Ignacio Alvarado Álvarez en @juarez
Nuevo Laredo, Tamps.- El día que Efraín García llegó a Nuevo Laredo procedente del rancho familiar, en Jarácuaro, Michoacán, la policía y los medios de información estaban absortos con el hallazgo de dos narcotraficantes ejecutados las horas previas tras una larga sesión de tortura. El niño de 14 años no fue noticia cuando lo deportaron. Sin embargo, él es un ejemplo vivo de un fenómeno desestimado que encamina al país hacia un escenario mucho más trágico que las víctimas de los sicarios: el éxodo de menores mexicanos hacia Estados Unidos.
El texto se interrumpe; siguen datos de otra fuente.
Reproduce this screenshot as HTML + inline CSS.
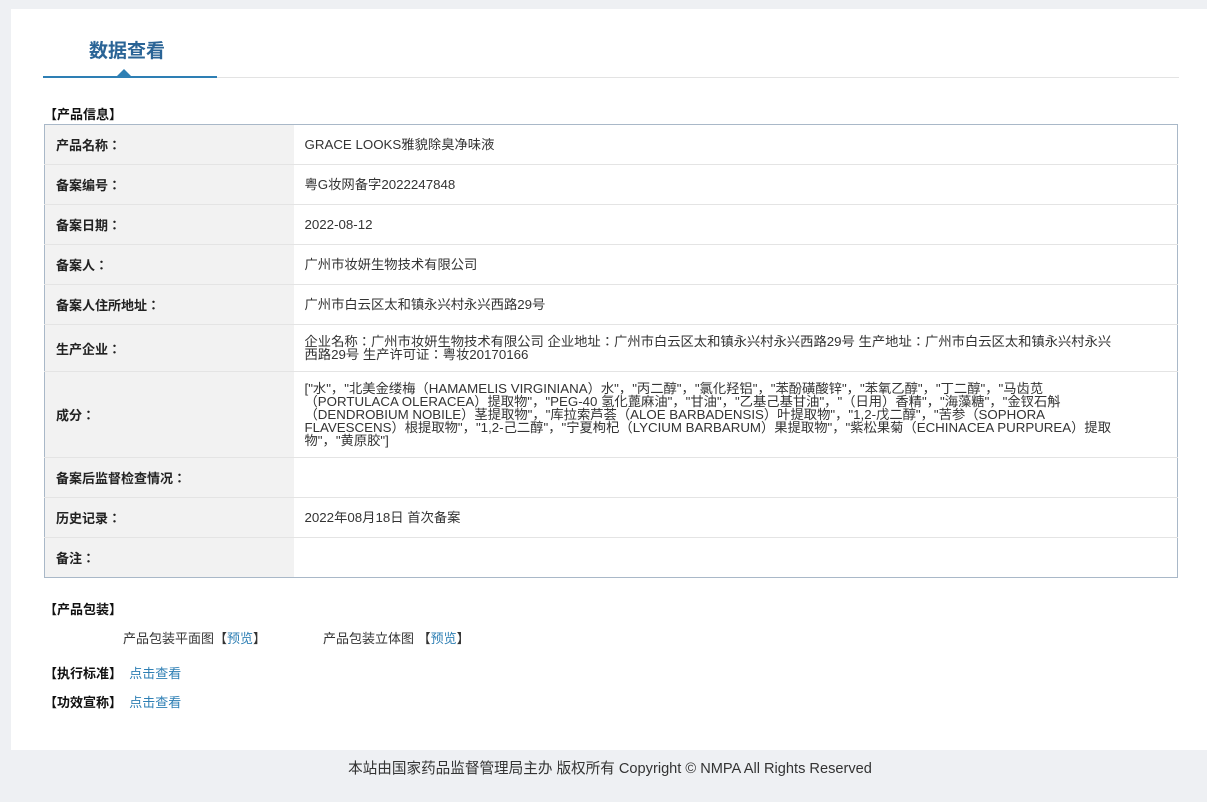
<!DOCTYPE html>
<html><head><meta charset="utf-8"><style>
*{margin:0;padding:0;box-sizing:border-box}
body{width:1207px;height:802px;background:#eef0f3;font-family:"Liberation Sans","Noto Sans CJK JP",sans-serif;font-size:13px;color:#333;position:relative;overflow:hidden}
.panel{position:absolute;left:11px;top:9px;width:1196px;height:741px;background:#fff}
.title{position:absolute;left:89px;top:36px;font-size:19px;font-weight:bold;color:#2a6496}
.line{position:absolute;left:43px;top:77px;width:1136px;height:1px;background:#e3e3e3}
.tab{position:absolute;left:43px;top:76px;width:174px;height:2px;background:#2e7fb4}
.tri{position:absolute;left:117px;top:69px;width:0;height:0;border-left:7px solid transparent;border-right:7px solid transparent;border-bottom:7px solid #2e7fb4}
.h{position:absolute;font-weight:bold;color:#111;font-size:13px}
table{position:absolute;left:44px;top:124px;width:1134px;border-collapse:collapse;border:1px solid #a9b8c8}
td{border-bottom:1px solid #e4e4e4;vertical-align:middle;font-size:13px}
td.l{width:249px;background:#f2f2f2;font-weight:bold;color:#222;padding-left:11px}
td.v{padding-left:11px;color:#333;line-height:13px;font-size:13.3px}
a{color:#2e7fb4;text-decoration:none}
.foot{position:absolute;top:757px;left:0;width:1220px;text-align:center;font-size:14.6px;color:#333}
</style></head><body>
<div class="panel"></div>
<div class="title">数据查看</div>
<div class="line"></div><div class="tab"></div><div class="tri"></div>
<div class="h" style="left:44px;top:104px">【产品信息】</div>
<table>
<tr style="height:40px"><td class="l">产品名称：</td><td class="v">GRACE LOOKS雅貌除臭净味液</td></tr>
<tr style="height:40px"><td class="l">备案编号：</td><td class="v">粤G妆网备字2022247848</td></tr>
<tr style="height:40px"><td class="l">备案日期：</td><td class="v">2022-08-12</td></tr>
<tr style="height:40px"><td class="l">备案人：</td><td class="v">广州市妆妍生物技术有限公司</td></tr>
<tr style="height:40px"><td class="l">备案人住所地址：</td><td class="v">广州市白云区太和镇永兴村永兴西路29号</td></tr>
<tr style="height:47px"><td class="l">生产企业：</td><td class="v">企业名称：广州市妆妍生物技术有限公司 企业地址：广州市白云区太和镇永兴村永兴西路29号 生产地址：广州市白云区太和镇永兴村永兴<br>西路29号 生产许可证：粤妆20170166</td></tr>
<tr style="height:86px"><td class="l">成分：</td><td class="v">["水"，"北美金缕梅（HAMAMELIS VIRGINIANA）水"，"丙二醇"，"氯化羟铝"，"苯酚磺酸锌"，"苯氧乙醇"，"丁二醇"，"马齿苋<br>（PORTULACA OLERACEA）提取物"，"PEG-40 氢化蓖麻油"，"甘油"，"乙基己基甘油"，"（日用）香精"，"海藻糖"，"金钗石斛<br>（DENDROBIUM NOBILE）茎提取物"，"库拉索芦荟（ALOE BARBADENSIS）叶提取物"，"1,2-戊二醇"，"苦参（SOPHORA<br>FLAVESCENS）根提取物"，"1,2-己二醇"，"宁夏枸杞（LYCIUM BARBARUM）果提取物"，"紫松果菊（ECHINACEA PURPUREA）提取<br>物"，"黄原胶"]</td></tr>
<tr style="height:40px"><td class="l">备案后监督检查情况：</td><td class="v"></td></tr>
<tr style="height:40px"><td class="l">历史记录：</td><td class="v">2022年08月18日 首次备案</td></tr>
<tr style="height:40px"><td class="l" style="border-bottom:none">备注：</td><td class="v" style="border-bottom:none"></td></tr>
</table>
<div class="h" style="left:44px;top:599px">【产品包装】</div>
<div style="position:absolute;left:123px;top:628px">产品包装平面图【<a>预览</a>】</div>
<div style="position:absolute;left:323px;top:628px">产品包装立体图 【<a>预览</a>】</div>
<div style="position:absolute;left:44px;top:663px"><b style="color:#111">【执行标准】</b>&nbsp; <a>点击查看</a></div>
<div style="position:absolute;left:44px;top:692px"><b style="color:#111">【功效宣称】</b>&nbsp; <a>点击查看</a></div>
<div class="foot">本站由国家药品监督管理局主办 版权所有 Copyright © NMPA All Rights Reserved</div>
</body></html>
“La cantidad de niños que cruzan la frontera es verdaderamente enorme”, dice Candelaria Espinoza Argüello, la coordinadora local del Albergue para Menores en Situaciones Extremadamente Difíciles. “En mes y medio hemos atendido a 150 que han cruzado estrictamente por cuestiones de afecto, para reunirse con sus padres. Pero la cifra total de menores repatriados aumenta considerablemente si sumamos a los que se van obligados por la necesidad”.
El albergue que maneja Espinoza atendió durante el 2004 a cerca de 900 menores que fueron devueltos a México después de ser capturados por autoridades norteamericanas. Se trata de una mínima parte del total. La funcionaria estima que por cada 10 menores que cruzan, menos de tres son repatriados. La causa fundamental del éxito alcanzado después del cruce, es una: sus padres o hermanos mayores los esperan para protegerlos, con miras a legalizar su estancia a la vuelta de unos cuantos años.
En el rancho donde vive Efraín, llamado El Sauz, el viaje se planeó meticulosamente. Paulino García, su padre, llegó desde noviembre para terminar el año acompañado de su mujer y sus seis hijos. Fue en esas semanas, según contó Efraín, que acordaron el viaje sin documentos.
Es la misma travesía que realizó Paulino hace 25 años, cuando contaba más o menos con la misma edad de su hijo mayor. Y la apuesta le salió bien: desde hace 15 años obtuvo su pasaporte de residencia y estableció su hogar, o una parte de él, en Pleno, Texas, donde vive de instalar loseta en casas y comercios. La idea entonces era que su hijo le siguiera unos días después de que partió hacia ese pequeño pueblo cercano a San Antonio, y para ello le envió, a principios de enero, 500 dólares para el viaje.
Para diciembre Efraín decidió no regresar a la escuela. Terminó el primer grado de secundaria y dice que no tuvo motivación para continuar. Así que estaba listo para irse.
“Después de la escuela ya no había mucho qué hacer: en el rancho tenemos una hectárea para sembrar maíz, pero las cosas no están muy bien. Yo mejor quise cruzarme para trabajar en la yarda [jardines]”, dice. Él está sentado en un viejo pupitre, a mitad de una gran sala de juntas en el albergue, en donde hay unos 20 menores en su misma situación. Afuera lo espera su padre, quien fue llamado para que lo lleve de nueva cuenta al rancho. Es sólo una formalidad: ambos lo intentaran otra vez.
Éxodo y desafío
No hay estadísticas confiables que digan cuántos menores como Efraín cruzan cada año hacia los Estados Unidos. Pero en los registros de los albergues esparcidos por la frontera mexicana, los datos son alarmantes: unos 500 mil niños fueron devueltos en el 2004, y eso da una idea del enorme desafío que enfrenta el país.
“¿Cuáles son las repercusiones de este éxodo? Creo que la respuesta es sencilla: si analizamos lo que se nos está yendo por la frontera norte y vemos lo que nos llega por la frontera sur, encontramos que en el mediano y largo plazo tendremos con toda seguridad un problema grave”, dice Jeffrey Jones, que presidió en México la Comisión de Asuntos Fronterizos del Senado de la República. “En este país nadie ha medido las connsecuencias de la inmigración”.